When holding a limit in the middle of testing:
"I hear you. And this is still where we stand. Not because I enjoy saying no. Because I mean what I say. And I need you to know that I mean what I say."
When you want to name the testing gently:
"I wonder sometimes if what's happening when we go through these hard stretches is that you're checking whether I'm really here. I am. I want you to know that. You don't have to keep checking."
After a hard moment that you both got through:
"We got through that. We always do. Because this relationship is bigger than any hard moment in it."
The Long Game
Every time you answer the question — every time you show up even after being pushed away, every time you hold the limit with love, every time you come back after the fight — you are building the most important thing.

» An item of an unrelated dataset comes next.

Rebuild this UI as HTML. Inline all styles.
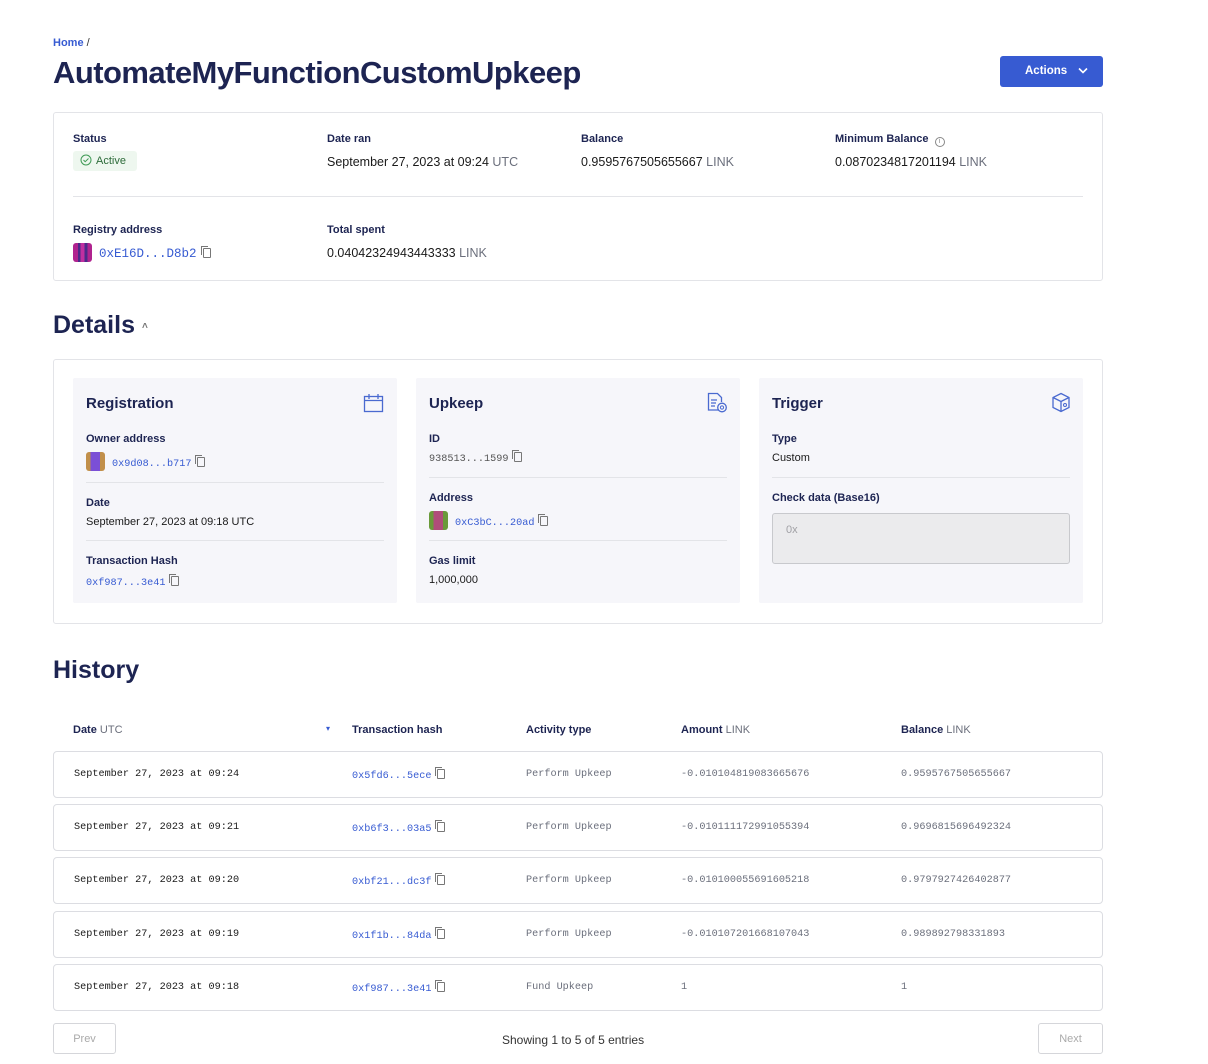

A child who knows, at a cellular level, that they are loved without condition.
That knowing — that deep, experiential knowing — travels with them for the rest of their life.
It lives in how they form relationships. In how they treat the people they love. In how they parent their own children someday.
You are building all of that. One exhausting, tested, hard-earned moment at a time.
Hope And Encouragement
If you are in the middle of being tested right now — if it feels relentless and you're not sure how much more you have — please hear this.
The fact that they're still testing means they still believe you might answer.
They haven't given up.
Don't you give up either.
Stay. Show up. Hold the line with love. Give them the answer they're desperate to receive.
You are the most important relationship in their world.
Even when — especially when — they're doing their best to prove otherwise.
The Bottom Line
Testing is not disrespect.
It is a question — asked in the hardest possible language — about whether the most important relationship in a child's life is real.
Your job is to answer it.
Consistently. Through the hard moments. With both firmness and love existing at the same time.
A child who gets that answer — who knows without any doubt that they are loved without condition — becomes an adult who can love without condition.
That's the inheritance. Give it to them.